Global School Test Scores Are In. Surprise, Rich Kids Do Better

Alberta's students did exceptionally well, but Kenney cuts are on the way.

Crawford Kilian 4 Dec 2019TheTyee.ca

Crawford Kilian is a contributing editor of The Tyee.

Every three years, the Organization for Economic Co-operation and Development conducts a worldwide exam for 15-year-olds: the Programme for International Student Assessment, better known as PISA. Six hundred thousand kids in scores of countries show their skills in reading, math and science.

The results trigger worldwide reactions as educators and politicians brag about, or bewail, their students' scores.

This has been a regular event ever since the first PISA results came out in 2000 and we learned that quiet little Finland had beaten the world. Even the Finns were surprised, but also enterprising: selling Finnish educational principles to other countries has since become a thriving export industry. And PISA has become a generally accepted means of judging student ability, with no bias toward one nation or another.

The 2018 exams focused on reading, with less emphasis on science and math (in 2021 science and math will have more weight). As usual, Canada did pretty well; we came in at sixth, neck and neck with seventh-place Finland — tied with the Finns on reading, slightly ahead on math, slightly behind on science.
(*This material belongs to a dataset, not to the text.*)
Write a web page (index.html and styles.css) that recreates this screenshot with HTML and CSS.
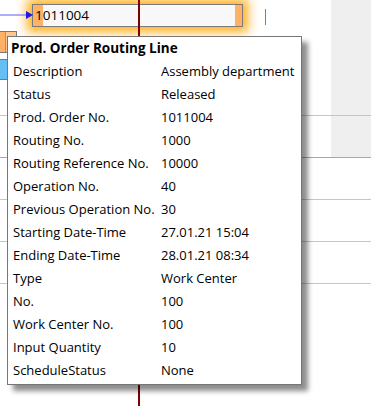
FILE: index.html
```html
<!DOCTYPE html>
<html lang="en">
<head>
  <meta charset="UTF-8">
  <meta name="viewport" content="width=device-width, initial-scale=1.0">
  <title>Routing Line Tooltip</title>
  <link rel="stylesheet" href="styles.css">
</head>
<body>
  <div class="chart">
    <div class="rows">
      <div class="row row-top"><div class="lane"></div><div class="side"></div></div>
      <div class="row"><div class="lane"></div><div class="side"></div></div>
      <div class="row"><div class="lane"></div></div>
      <div class="row"><div class="lane"></div></div>
      <div class="row"><div class="lane"></div></div>
      <div class="row row-last"><div class="lane"></div></div>
    </div>

    <div class="bar bar-active">1011004</div>
    <div class="bar bar-orange"></div>
    <div class="bar bar-blue"></div>
    <div class="tick"></div>
    <div class="timeline"></div>

    <svg class="link" width="34" height="10" viewBox="0 0 34 10">
      <line x1="0" y1="5" x2="28" y2="5" stroke="#5a5aff" stroke-width="1"/>
      <polygon points="26,1 33,5 26,9" fill="#1c1cf0"/>
    </svg>

    <div class="tooltip">
      <div class="tooltip-title">Prod. Order Routing Line</div>
      <div class="fields">
        <span>Description</span><span>Assembly department</span>
        <span>Status</span><span>Released</span>
        <span>Prod. Order No.</span><span>1011004</span>
        <span>Routing No.</span><span>1000</span>
        <span>Routing Reference No.</span><span>10000</span>
        <span>Operation No.</span><span>40</span>
        <span>Previous Operation No.</span><span>30</span>
        <span>Starting Date-Time</span><span>27.01.21 15:04</span>
        <span>Ending Date-Time</span><span>28.01.21 08:34</span>
        <span>Type</span><span>Work Center</span>
        <span>No.</span><span>100</span>
        <span>Work Center No.</span><span>100</span>
        <span>Input Quantity</span><span>10</span>
        <span>ScheduleStatus</span><span>None</span>
      </div>
    </div>
  </div>
</body>
</html>
```

FILE: styles.css
```css
body {
  margin: 0;
  background: white;
  font-family: "Open Sans", "Noto Sans", sans-serif;
  color: black;
}
.chart {
  position: relative;
  width: 371px;
  height: 406px;
  overflow: hidden;
}
.rows {
  display: flex;
  flex-direction: column;
  height: 100%;
}
.row {
  display: flex;
  height: 41px;
  border-bottom: 1px solid #c6c6c6;
}
.row-top {
  height: 115px;
}
.row-last {
  flex: 1;
  border-bottom: none;
}
.lane {
  flex: 1;
}
.side {
  width: 40px;
  background: #efefef;
}
.row:nth-child(2) {
  border-bottom-color: #a8a8a8;
}

/* chart bars */
.bar {
  position: absolute;
  box-sizing: border-box;
  border: 1px solid #7a7a7a;
}
.bar-active {
  left: 32px;
  top: 4px;
  width: 211px;
  height: 23px;
  padding-left: 2px;
  font-size: 13.5px;
  line-height: 21px;
  background: linear-gradient(to right, #ffb266 10px, #f8f8f8 10px, #f8f8f8 calc(100% - 7px), #ffb266 calc(100% - 7px));
  box-shadow: 0 0 10px 5px rgba(255, 166, 0, 0.9);
}
.bar-orange {
  left: -10px;
  top: 31px;
  width: 27px;
  height: 22px;
  background: linear-gradient(to right, #ffb266 14px, #999 14px, #999 15px, #ffc690 15px);
}
.bar-blue {
  left: -10px;
  top: 59px;
  width: 30px;
  height: 21px;
  background: #64c0f4;
}
.tick {
  position: absolute;
  left: 265px;
  top: 9px;
  width: 1px;
  height: 16px;
  background: #808080;
}
.timeline {
  position: absolute;
  left: 138px;
  top: 0;
  width: 2px;
  height: 100%;
  background: #800000;
}
.link {
  position: absolute;
  left: 0;
  top: 10px;
}

/* tooltip */
.tooltip {
  position: absolute;
  left: 7px;
  top: 36px;
  width: 295px;
  box-sizing: border-box;
  background: white;
  border: 1px solid #767676;
  padding-bottom: 2px;
  box-shadow: 6px 6px 5px rgba(0, 0, 0, 0.45);
  font-size: 13px;
}
.tooltip-title {
  padding: 0 3px;
  line-height: 23px;
  font-size: 13.5px;
  font-weight: bold;
}
.fields {
  display: grid;
  grid-template-columns: 148px 1fr;
  padding-left: 5px;
  line-height: 23px;
  white-space: nowrap;
}
```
The world leaders in 2018? Top spot goes to an unlikely patchwork of Beijing, Shanghai and the provinces of Jiangsu and Zhejiang. Singapore is second, then Macau and Hong Kong, followed by Estonia just ahead of Canada. The U.S. (13) and U.K. (14) follow.

When we look at Canada's results, we see we're well above the average reading score and bit above average in math and science — but both are with a “negative trend,” meaning our performance has fallen off from earlier tests.

Compared to the Finns, we're doing slightly better in reading. But we and the Finns are steadily declining in math and science, as the proportion of top-performing students has fallen over the years.

PISA also offers a Canadian country snapshot with more detailed analysis: 15 per cent of our kids were top performers in reading, reaching levels five or six, but 14 per cent couldn't even make level two, considered very low. Roughly the same percentages apply to top and bottom performers in math and science. The results suggest we're not doing enough to help all students succeed.

It's encouraging to see that the gap in scores between socially advantaged and disadvantaged students was narrower in Canada than the OECD average. “Some 14 per cent of disadvantaged students in Canada were able to score in the top quarter of reading performance within Canada,” the snapshot says, “indicating that disadvantage is not destiny.” The same was true of immigrants, who now make up over one-third of Canadian students.

But one factor appears universal in PISA 2018.

“Socioeconomic status was a strong predictor of performance in mathematics and science in all PISA participating countries,” the report said. Students from socioeconomically advantaged families in general did better in reading as well.

This was true even in egalitarian Finland. A Finnish news agency reported a gap in reading levels between richest and poorest students equivalent to two years' schooling. The rich kids are doing OK, but the poor kids are falling behind.

The snapshot goes on to say, “In all countries and economies that participated in PISA 2018, girls significantly outperformed boys in reading, by 30 score points on average across OECD countries. In Canada, the gender gap in reading (29 score points) was not significantly different from the average gap. The gap was similar to that observed in 2009 (34 score points), and both boys' and girls' performance remained stable over the period.” Schools worldwide have been stumped for decades by their inability to improve boys' reading skills.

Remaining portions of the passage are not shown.